I was confining myself to the cabinet.
Return to the East
I’ve been back in NYC now for just over a week now.
But I keep thinking about this question in the context of the decisions I make in a typical day in NYC. So I jotted down a few decisions I made on my first full day back in the city:
- Taking a high-intensity workout class with my husband at the gym
- Agreeing to attend a friend’s final recital performance at Julliard
- Leaving work early to catch up with my brother on his work in energy systems
Just like in SF, each of these decisions were extremely easy to make. They fell into my lap, really. I just had to say yes. But the difference is — even in just one day, I had expanded my vantage point to access different perspectives or industries.
Whereas life in San Francisco feels like pulling all of your ingredients from the same cabinet, NYC makes it just as easy to continually access many other parts of your kitchen.

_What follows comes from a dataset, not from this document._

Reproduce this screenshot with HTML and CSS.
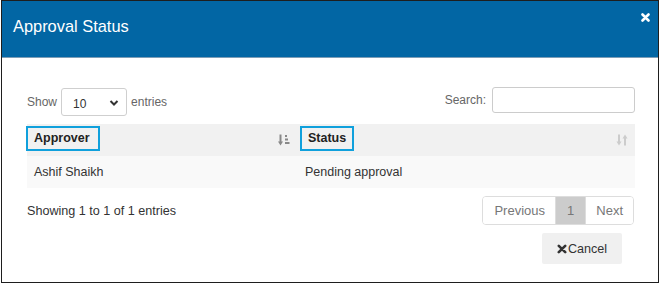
FILE: index.html
```html
<!DOCTYPE html>
<html>
<head>
<meta charset="utf-8">
<link rel="stylesheet" href="styles.css">
</head>
<body>
<div class="modal">
  <div class="modal-header">
    <h4 class="modal-title">Approval Status</h4>
    <button class="close" aria-label="Close">
      <svg width="9" height="9" viewBox="0 0 9 9"><path d="M1.5 1.5 L7.5 7.5 M7.5 1.5 L1.5 7.5" stroke="#fff" stroke-width="2.6" stroke-linecap="round"/></svg>
    </button>
  </div>
  <div class="modal-body">
    <div class="toolbar">
      <div class="length">
        <span class="lbl">Show</span>
        <div class="select">
          <span>10</span>
          <svg width="10" height="8" viewBox="0 0 10 8"><path d="M1.5 2 L5 5.5 L8.5 2" fill="none" stroke="#333" stroke-width="2"/></svg>
        </div>
        <span class="lbl">entries</span>
      </div>
      <div class="search">
        <span class="lbl">Search:</span>
        <div class="input"></div>
      </div>
    </div>
    <div class="table">
      <div class="thead">
        <div class="th col1">
          <span class="hl">Approver</span>
          <svg class="sort sorted" width="12" height="12" viewBox="0 0 12 12">
            <path d="M2.5 0.5 V9" stroke="#888" stroke-width="2"/>
            <path d="M0 7.5 L2.5 11.5 L5 7.5 Z" fill="#888"/>
            <rect x="7" y="1" width="2" height="2" fill="#888"/>
            <rect x="7" y="4.5" width="3" height="2" fill="#888"/>
            <rect x="7" y="8" width="4.5" height="2" fill="#888"/>
          </svg>
        </div>
        <div class="th col2">
          <span class="hl">Status</span>
          <svg class="sort" width="12" height="12" viewBox="0 0 12 12">
            <path d="M3 0.5 V8.5" stroke="#ccc" stroke-width="2"/>
            <path d="M0.5 7.5 L3 11.5 L5.5 7.5 Z" fill="#ccc"/>
            <path d="M9 3.5 V11.5" stroke="#ccc" stroke-width="2"/>
            <path d="M6.5 4.5 L9 0.5 L11.5 4.5 Z" fill="#ccc"/>
          </svg>
        </div>
      </div>
      <div class="tr">
        <div class="td col1">Ashif Shaikh</div>
        <div class="td col2">Pending approval</div>
      </div>
    </div>
    <div class="info-row">
      <div class="info">Showing 1 to 1 of 1 entries</div>
      <div class="pagination">
        <span class="page">Previous</span>
        <span class="page active">1</span>
        <span class="page">Next</span>
      </div>
    </div>
    <div class="footer">
      <button class="btn-cancel"><svg width="10" height="10" viewBox="0 0 10 10"><path d="M1.8 1.8 L8.2 8.2 M8.2 1.8 L1.8 8.2" stroke="#333" stroke-width="2.6" stroke-linecap="round"/></svg>Cancel</button>
    </div>
  </div>
</div>
</body>
</html>
```
FILE: styles.css
```css
* { box-sizing: border-box; }
html, body { margin: 0; padding: 0; background: #fff; }
body { font-family: "Liberation Sans", Arial, sans-serif; color: #333; }

.modal {
  width: 658px;
  height: 283px;
  margin-left: 1px;
  border: 1px solid #1e1e1e;
  background: #fff;
  display: flex;
  flex-direction: column;
}

.modal-header {
  height: 57px;
  background: #0266a4;
  border-bottom: 1px solid #7d9db6;
  display: flex;
  justify-content: space-between;
  align-items: flex-start;
  padding: 0 7px 0 11px;
}
.modal-title {
  margin: 15px 0 0;
  font-size: 16.4px;
  font-weight: normal;
  line-height: 20px;
  color: #fff;
}
.close {
  margin-top: 12px;
  padding: 0;
  border: 0;
  background: none;
  width: 10px;
  height: 10px;
  display: flex;
}

.modal-body {
  padding: 0 22px 0 25px;
  flex: 1;
}

.toolbar {
  display: flex;
  justify-content: space-between;
  align-items: flex-start;
  padding-top: 29px;
}
.lbl { font-size: 12px; color: #666; }
.length { display: flex; align-items: center; gap: 4px; margin-top: 1px; }
.select {
  width: 66px;
  height: 28px;
  border: 1px solid #cfcfcf;
  border-radius: 3px;
  display: flex;
  align-items: center;
  justify-content: space-between;
  padding: 3px 7px 0 11px;
  font-size: 12px;
  color: #333;
}
.select svg { margin-top: -2px; }
.search { display: flex; align-items: center; gap: 6px; }
.input {
  width: 143px;
  height: 26px;
  border: 1px solid #ccc;
  border-radius: 3px;
  margin-right: 1px;
}

.table { margin-top: 8px; width: 608px; }
.thead { display: flex; height: 32px; background: #f1f1f1; }
.tr { display: flex; height: 32px; background: #f9f9f9; align-items: center; }
.col1 { width: 270px; }
.col2 { flex: 1; }
.th {
  display: flex;
  justify-content: space-between;
  align-items: flex-start;
  padding-top: 2px;
}
.th.col1 { margin-left: -1px; padding-right: 6px; }
.th.col2 { padding-left: 4px; padding-right: 7px; }
.hl {
  border: 2px solid #10a0dc;
  height: 25px;
  padding: 3px 8px 0 6px;
  font-size: 12.5px;
  font-weight: bold;
  color: #222;
}
.th.col2 .hl { padding: 3px 6px 0 6px; }
.sort { margin-top: 8px; }
.td { font-size: 12.5px; color: #333; }
.td.col1 { padding-left: 7px; }
.td.col2 { padding-left: 8px; }

.info-row {
  display: flex;
  justify-content: space-between;
  align-items: center;
  margin-top: 8px;
  width: 608px;
}
.info { font-size: 12.6px; color: #333; }
.pagination {
  display: flex;
  border: 1px solid #ddd;
  border-radius: 4px;
  overflow: hidden;
  margin-right: 1px;
}
.page {
  padding: 5px 11px;
  font-size: 13px;
  line-height: 17px;
  color: #777;
  background: #fff;
}
.page:first-child { padding: 5px 10px 5px 11px; }
.page.active { background: #cccccc; padding: 5px 11px; }
.page + .page { border-left: 1px solid #ddd; }
.page:last-child { padding: 5px 10px; }

.footer {
  display: flex;
  justify-content: flex-end;
  margin-top: 8px;
  padding-right: 13px;
  width: 608px;
}
.btn-cancel {
  width: 80px;
  height: 31px;
  border: 0;
  background: #f0f0f0;
  border-radius: 2px;
  font-family: "Liberation Sans", Arial, sans-serif;
  font-size: 12.6px;
  color: #333;
  display: flex;
  align-items: center;
  justify-content: center;
  gap: 1px;
  padding: 0;
}
```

Don’t get me wrong — there’s a cost to this as well. For one, my “tech brain” isn’t operating 24/7 anymore. I’m not always feeling like I’m on the precipice of the next big break. There’s nowhere near the amount of insane, focused energy on the streets about the industry that I work in. I’m not executing nearly as quickly or urgently as I had been.
But I do like knowing that I have a little more space in my brain to let my mind wander and ruminate over a bit more surface area. Maybe that mental space will give me the room I need to stumble upon a better way to solve a problem.
Until then, it’s back to the NYC street chatter.
And what’s the first thing I overheard from a passerby on our first night back on the Upper West Side?
“…she’ll stab you in your sleep.”
Well…nothing’s perfect. But it’s good to be home…even if everybody is playing a different RPG.